From the listing that follows, output everything exactly except the pictures.

> Data
* START *

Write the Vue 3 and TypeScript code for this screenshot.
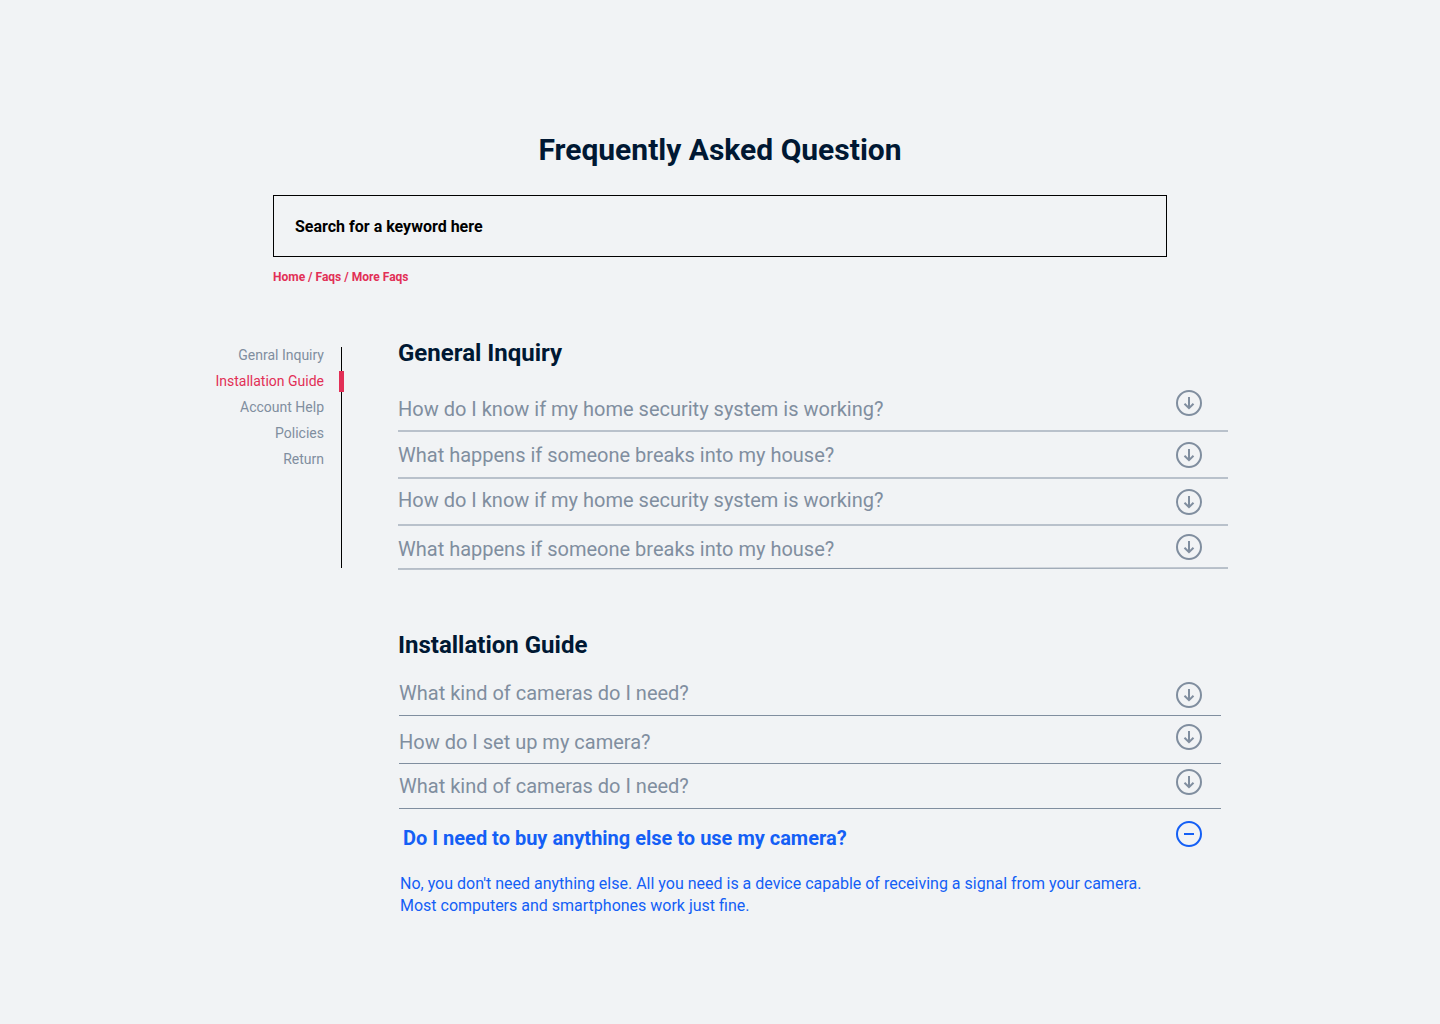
<script setup lang="ts">
import { ref } from 'vue'

interface Faq {
  id: string
  question: string
  align: string
  answer?: string
}

interface Topic {
  label: string
  target: string
}

const topics: Topic[] = [
  { label: 'Genral Inquiry', target: 'general' },
  { label: 'Installation Guide', target: 'installation' },
  { label: 'Account Help', target: 'account' },
  { label: 'Policies', target: 'policies' },
  { label: 'Return', target: 'return' },
]

const general: Faq[] = [
  { id: 'g1', question: 'How do I know if my home security system is working?', align: 'spread' },
  { id: 'g2', question: 'What happens if someone breaks into my house?', align: 'middle' },
  { id: 'g3', question: 'How do I know if my home security system is working?', align: 'text-high' },
  { id: 'g4', question: 'What happens if someone breaks into my house?', align: 'text-low' },
]

const installation: Faq[] = [
  { id: 'i1', question: 'What kind of cameras do I need?', align: 'text-high' },
  { id: 'i2', question: 'How do I set up my camera?', align: 'split' },
  { id: 'i3', question: 'What kind of cameras do I need?', align: 'icon-high' },
  {
    id: 'i4',
    question: 'Do I need to buy anything else to use my camera?',
    align: 'split',
    answer:
      "No, you don't need anything else. All you need is a device capable of receiving a signal from your camera. Most computers and smartphones work just fine.",
  },
]

const activeTopic = ref('installation')
const openId = ref('i4')
const keyword = ref('')

function toggle(id: string): void {
  openId.value = openId.value === id ? '' : id
}
</script>

<template>
  <main class="page">
    <header class="top">
      <h1>Frequently Asked Question</h1>
      <input
        v-model="keyword"
        class="search"
        type="search"
        aria-label="Search for a keyword here"
        placeholder="Search for a keyword here"
      />
      <nav class="crumbs" aria-label="Breadcrumb">
        <a href="#home">Home</a> / <a href="#faqs">Faqs</a> / <a href="#more">More Faqs</a>
      </nav>
    </header>

    <div class="body">
      <nav class="topics" aria-label="Topics">
        <a
          v-for="topic in topics"
          :key="topic.target"
          :href="'#' + topic.target"
          :class="{ active: topic.target === activeTopic }"
          @click="activeTopic = topic.target"
          >{{ topic.label }}</a
        >
      </nav>

      <section id="general" class="general">
        <h2>General Inquiry</h2>
        <div v-for="faq in general" :key="faq.id" class="item">
          <button type="button" class="row" :class="faq.align" @click="toggle(faq.id)">
            <span class="question">{{ faq.question }}</span>
            <svg class="icon" viewBox="0 0 26 26" aria-hidden="true">
              <circle cx="13" cy="13" r="12" />
              <path d="M13 7V18M8.5 13.7L13 18.2L17.5 13.7" />
            </svg>
          </button>
        </div>
        <svg class="closing" viewBox="0 0 830 3" preserveAspectRatio="none" aria-hidden="true">
          <path d="M0 2L830 1" />
        </svg>
      </section>

      <section id="installation" class="installation">
        <h2>Installation Guide</h2>
        <div
          v-for="faq in installation"
          :key="faq.id"
          class="item"
          :class="{ open: faq.id === openId }"
        >
          <button
            type="button"
            class="row"
            :class="faq.align"
            :aria-expanded="faq.id === openId"
            @click="toggle(faq.id)"
          >
            <span class="question">{{ faq.question }}</span>
            <svg class="icon" viewBox="0 0 26 26" aria-hidden="true">
              <circle cx="13" cy="13" r="12" />
              <path v-if="faq.id === openId" d="M8 13H18" />
              <path v-else d="M13 7V18M8.5 13.7L13 18.2L17.5 13.7" />
            </svg>
          </button>
          <p v-if="faq.answer && faq.id === openId" class="answer">{{ faq.answer }}</p>
        </div>
      </section>
    </div>
  </main>
</template>

<style>
body {
  background: #f1f3f5;
}
</style>

<style scoped>
.page {
  font-family: Roboto, 'Liberation Sans', sans-serif;
  color: #001833;
  padding: 132px 24px 96px;
}

.top {
  max-width: 894px;
  margin: 0 auto;
}

h1 {
  margin: 0 0 27px;
  font-size: 30px;
  line-height: 36px;
  font-weight: 700;
  text-align: center;
}

.search {
  display: block;
  box-sizing: border-box;
  width: 100%;
  height: 62px;
  padding: 0 21px;
  border: 1px solid #000;
  border-radius: 0;
  background: transparent;
  appearance: none;
  font: 700 16px/20px Roboto, 'Liberation Sans', sans-serif;
  color: #000;
}

.search::placeholder {
  color: #000;
  opacity: 1;
}

.crumbs {
  margin-top: 12px;
  font-size: 12px;
  line-height: 16px;
  font-weight: 700;
  color: #e22f56;
}

a {
  color: inherit;
  text-decoration: none;
}

.body {
  display: grid;
  grid-template-columns: 130px minmax(0, 1fr);
  column-gap: 56px;
  row-gap: 61px;
  max-width: 1016px;
  margin: 54px auto 0;
}

.topics {
  display: flex;
  flex-direction: column;
  align-items: flex-end;
  gap: 10px;
  margin: 8px 0 2px;
  padding-right: 17px;
  border-right: 1px solid #000;
  font-size: 14px;
  line-height: 16px;
  color: #808e9f;
}

.topics a {
  position: relative;
}

.topics .active {
  color: #e22f56;
}

.topics .active::after {
  content: '';
  position: absolute;
  top: -2px;
  right: -20px;
  width: 5px;
  height: 21px;
  background: #e22f56;
}

.general,
.installation {
  grid-column: 2;
}

h2 {
  margin: 0 0 16px;
  font-size: 24px;
  line-height: 28px;
  font-weight: 700;
}

.row {
  display: flex;
  align-items: center;
  justify-content: space-between;
  width: 100%;
  padding: 0 26px 0 0;
  border: 0;
  background: none;
  font: 400 20px/24px Roboto, 'Liberation Sans', sans-serif;
  color: #808e9f;
  text-align: left;
  cursor: pointer;
}

.general .row {
  height: 45px;
}

.general .item {
  border-bottom: 2px solid #b9c1cb;
}

.general .item:nth-of-type(1) .row {
  height: 47px;
}

.general .item:nth-of-type(4) {
  border-bottom: 0;
}

.general .item:nth-of-type(4) .row {
  height: 41px;
}

.closing {
  display: block;
  width: 100%;
  height: 3px;
  fill: none;
  stroke: #808e9f;
}

.installation .item {
  margin: 0 7px 0 1px;
  border-bottom: 1px solid #808e9f;
}

.installation .row {
  height: 44px;
  padding-right: 19px;
}

.installation .item:nth-of-type(1) .row {
  height: 40px;
}

.installation .item:nth-of-type(2) .row {
  height: 47px;
}

.installation .item.open {
  border-bottom: 0;
}

.installation .open .row {
  height: 54px;
  padding-left: 4px;
  font-weight: 700;
  color: #145ff5;
}

.icon {
  flex: none;
  width: 26px;
  height: 26px;
  fill: none;
  stroke: currentColor;
  stroke-width: 2;
}

.spread .question,
.split .question,
.text-low .question {
  padding-top: 4px;
}

.text-high .question {
  padding-bottom: 4px;
}

.spread .icon,
.icon-high .icon {
  margin-bottom: 8px;
}

.split .icon {
  margin-bottom: 5px;
}

.answer {
  max-width: 760px;
  margin: 10px 0 0;
  padding-left: 1px;
  font-size: 16px;
  line-height: 22px;
  color: #145ff5;
}
</style>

* END *

> Result below
Write the Vue 3 and TypeScript code for this screenshot.
<script setup lang="ts">
import { ref } from 'vue'

interface Faq {
  id: string
  question: string
  align: string
  answer?: string
}

interface Topic {
  label: string
  target: string
}

const topics: Topic[] = [
  { label: 'Genral Inquiry', target: 'general' },
  { label: 'Installation Guide', target: 'installation' },
  { label: 'Account Help', target: 'account' },
  { label: 'Policies', target: 'policies' },
  { label: 'Return', target: 'return' },
]

const general: Faq[] = [
  { id: 'g1', question: 'How do I know if my home security system is working?', align: 'spread' },
  { id: 'g2', question: 'What happens if someone breaks into my house?', align: 'middle' },
  { id: 'g3', question: 'How do I know if my home security system is working?', align: 'text-high' },
  { id: 'g4', question: 'What happens if someone breaks into my house?', align: 'text-low' },
]

const installation: Faq[] = [
  { id: 'i1', question: 'What kind of cameras do I need?', align: 'text-high' },
  { id: 'i2', question: 'How do I set up my camera?', align: 'split' },
  { id: 'i3', question: 'What kind of cameras do I need?', align: 'icon-high' },
  {
    id: 'i4',
    question: 'Do I need to buy anything else to use my camera?',
    align: 'split',
    answer:
      "No, you don't need anything else. All you need is a device capable of receiving a signal from your camera. Most computers and smartphones work just fine.",
  },
]

const activeTopic = ref('installation')
const openId = ref('i4')
const keyword = ref('')

function toggle(id: string): void {
  openId.value = openId.value === id ? '' : id
}
</script>

<template>
  <main class="page">
    <header class="top">
      <h1>Frequently Asked Question</h1>
      <input
        v-model="keyword"
        class="search"
        type="search"
        aria-label="Search for a keyword here"
        placeholder="Search for a keyword here"
      />
      <nav class="crumbs" aria-label="Breadcrumb">
        <a href="#home">Home</a> / <a href="#faqs">Faqs</a> / <a href="#more">More Faqs</a>
      </nav>
    </header>

    <div class="body">
      <nav class="topics" aria-label="Topics">
        <a
          v-for="topic in topics"
          :key="topic.target"
          :href="'#' + topic.target"
          :class="{ active: topic.target === activeTopic }"
          @click="activeTopic = topic.target"
          >{{ topic.label }}</a
        >
      </nav>

      <section id="general" class="general">
        <h2>General Inquiry</h2>
        <div v-for="faq in general" :key="faq.id" class="item">
          <button type="button" class="row" :class="faq.align" @click="toggle(faq.id)">
            <span class="question">{{ faq.question }}</span>
            <svg class="icon" viewBox="0 0 26 26" aria-hidden="true">
              <circle cx="13" cy="13" r="12" />
              <path d="M13 7V18M8.5 13.7L13 18.2L17.5 13.7" />
            </svg>
          </button>
        </div>
        <svg class="closing" viewBox="0 0 830 3" preserveAspectRatio="none" aria-hidden="true">
          <path d="M0 2L830 1" />
        </svg>
      </section>

      <section id="installation" class="installation">
        <h2>Installation Guide</h2>
        <div
          v-for="faq in installation"
          :key="faq.id"
          class="item"
          :class="{ open: faq.id === openId }"
        >
          <button
            type="button"
            class="row"
            :class="faq.align"
            :aria-expanded="faq.id === openId"
            @click="toggle(faq.id)"
          >
            <span class="question">{{ faq.question }}</span>
            <svg class="icon" viewBox="0 0 26 26" aria-hidden="true">
              <circle cx="13" cy="13" r="12" />
              <path v-if="faq.id === openId" d="M8 13H18" />
              <path v-else d="M13 7V18M8.5 13.7L13 18.2L17.5 13.7" />
            </svg>
          </button>
          <p v-if="faq.answer && faq.id === openId" class="answer">{{ faq.answer }}</p>
        </div>
      </section>
    </div>
  </main>
</template>

<style>
body {
  background: #f1f3f5;
}
</style>

<style scoped>
.page {
  font-family: Roboto, 'Liberation Sans', sans-serif;
  color: #001833;
  padding: 132px 24px 96px;
}

.top {
  max-width: 894px;
  margin: 0 auto;
}

h1 {
  margin: 0 0 27px;
  font-size: 30px;
  line-height: 36px;
  font-weight: 700;
  text-align: center;
}

.search {
  display: block;
  box-sizing: border-box;
  width: 100%;
  height: 62px;
  padding: 0 21px;
  border: 1px solid #000;
  border-radius: 0;
  background: transparent;
  appearance: none;
  font: 700 16px/20px Roboto, 'Liberation Sans', sans-serif;
  color: #000;
}

.search::placeholder {
  color: #000;
  opacity: 1;
}

.crumbs {
  margin-top: 12px;
  font-size: 12px;
  line-height: 16px;
  font-weight: 700;
  color: #e22f56;
}

a {
  color: inherit;
  text-decoration: none;
}

.body {
  display: grid;
  grid-template-columns: 130px minmax(0, 1fr);
  column-gap: 56px;
  row-gap: 61px;
  max-width: 1016px;
  margin: 54px auto 0;
}

.topics {
  display: flex;
  flex-direction: column;
  align-items: flex-end;
  gap: 10px;
  margin: 8px 0 2px;
  padding-right: 17px;
  border-right: 1px solid #000;
  font-size: 14px;
  line-height: 16px;
  color: #808e9f;
}

.topics a {
  position: relative;
}

.topics .active {
  color: #e22f56;
}

.topics .active::after {
  content: '';
  position: absolute;
  top: -2px;
  right: -20px;
  width: 5px;
  height: 21px;
  background: #e22f56;
}

.general,
.installation {
  grid-column: 2;
}

h2 {
  margin: 0 0 16px;
  font-size: 24px;
  line-height: 28px;
  font-weight: 700;
}

.row {
  display: flex;
  align-items: center;
  justify-content: space-between;
  width: 100%;
  padding: 0 26px 0 0;
  border: 0;
  background: none;
  font: 400 20px/24px Roboto, 'Liberation Sans', sans-serif;
  color: #808e9f;
  text-align: left;
  cursor: pointer;
}

.general .row {
  height: 45px;
}

.general .item {
  border-bottom: 2px solid #b9c1cb;
}

.general .item:nth-of-type(1) .row {
  height: 47px;
}

.general .item:nth-of-type(4) {
  border-bottom: 0;
}

.general .item:nth-of-type(4) .row {
  height: 41px;
}

.closing {
  display: block;
  width: 100%;
  height: 3px;
  fill: none;
  stroke: #808e9f;
}

.installation .item {
  margin: 0 7px 0 1px;
  border-bottom: 1px solid #808e9f;
}

.installation .row {
  height: 44px;
  padding-right: 19px;
}

.installation .item:nth-of-type(1) .row {
  height: 40px;
}

.installation .item:nth-of-type(2) .row {
  height: 47px;
}

.installation .item.open {
  border-bottom: 0;
}

.installation .open .row {
  height: 54px;
  padding-left: 4px;
  font-weight: 700;
  color: #145ff5;
}

.icon {
  flex: none;
  width: 26px;
  height: 26px;
  fill: none;
  stroke: currentColor;
  stroke-width: 2;
}

.spread .question,
.split .question,
.text-low .question {
  padding-top: 4px;
}

.text-high .question {
  padding-bottom: 4px;
}

.spread .icon,
.icon-high .icon {
  margin-bottom: 8px;
}

.split .icon {
  margin-bottom: 5px;
}

.answer {
  max-width: 760px;
  margin: 10px 0 0;
  padding-left: 1px;
  font-size: 16px;
  line-height: 22px;
  color: #145ff5;
}
</style>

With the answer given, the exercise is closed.